La diffusione della stampa 3D arriva in un momento in cui il Pianeta si sta finalmente ponendo sul serio il problema dei rifiuti della plastica. Ma i polimeri impiegati nelle stampanti tridimensionali sono ancora di difficile riciclo. Come far sì, allora, che il settore della produzione additiva possa conciliare diffusione e rispetto ambientale? La risposta arriva dalla University of Technology and Design (SUTD) di Singapore, la stessa che sta lavorando ormai da tempo sulle tecniche di recupero e reimpiego dei fotopolimeri termoindurenti (leggi anche La plastica della stampante 3D? A Singapore hanno scoperto come riciclarla).
I ricercatori stanno testando materiali alternativi che possano adattarsi alla stampa 3D senza tuttavia effetti inquinati. Il più promettente è la cellulosa, uno dei composti organici naturali e allo stesso tempo sottoprodotto industriale più abbondante e diffuso sulla Terra. Il team di scienziati è riuscito a dimostrare l’uso della cellulosa nella fabbricazione sostenibile di oggetti di grandi dimensioni, stampati tridimensionalmente.

L’approccio, messo a punto nei laboratori del SUTD, non si focalizza sulle piante verdi bensì sugli oomiceti, organismi viventi classificati un tempo come funghi (e oggi assegnati al regno dei Chromista) e la parete cellulare è formata da una miscela di composti cellulosici. I ricercatori hanno riprodotto la loro parete introducendo piccole quantità di chitina tra le fibre di cellulosa.
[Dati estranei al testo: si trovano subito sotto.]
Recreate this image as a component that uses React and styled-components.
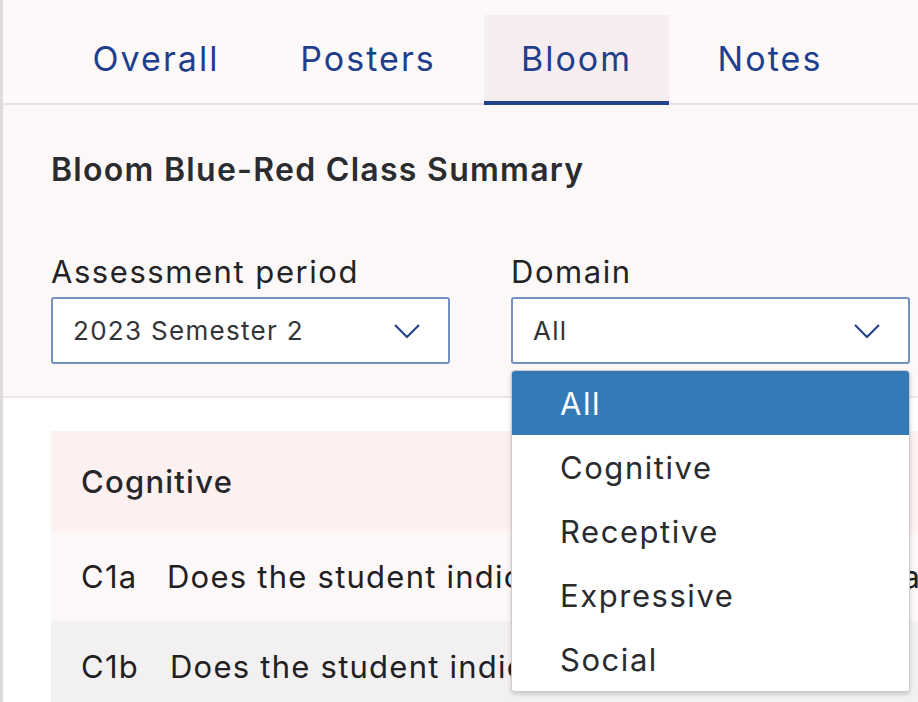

Il materiale risultante è forte, leggero ed economico, e può essere modellato o lavorato usando tecniche del legno. E, soprattutto, è completamente ecologico, scalabile, riproducibile ovunque senza strutture specializzate e completamente biodegradabile in condizioni naturali.
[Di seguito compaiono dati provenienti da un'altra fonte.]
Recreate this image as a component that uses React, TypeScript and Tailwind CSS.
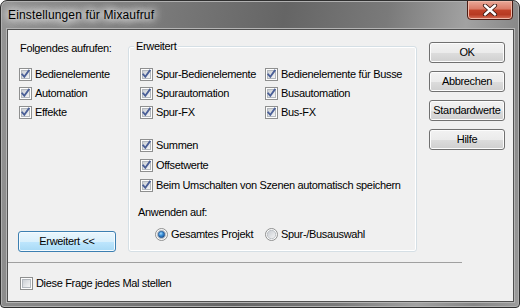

Il costo del FLAM (questo il nome con cui è stato battezzato) è nella gamma delle materie plastiche prime e 10 volte inferiore al costo dei comuni filamenti per la stampa 3D, come il PLA (acido polilattico) e l’ABS (acrilonitrile-butadiene-stirene). “Riteniamo che questo primo processo di produzione additiva su larga scala con i polimeri biologici diffusi sarà il catalizzatore per il passaggio a modelli di produzione ecocompatibili e circolari, in cui i materiali vengono prodotti, utilizzati e degradati in sistemi regionali chiusi”, spiega Javier Gomez Fernandez, co-autore dello studio. “[…] si tratta probabilmente di uno dei risultati tecnologici di maggior successo nel campo dei materiali bioispirati”.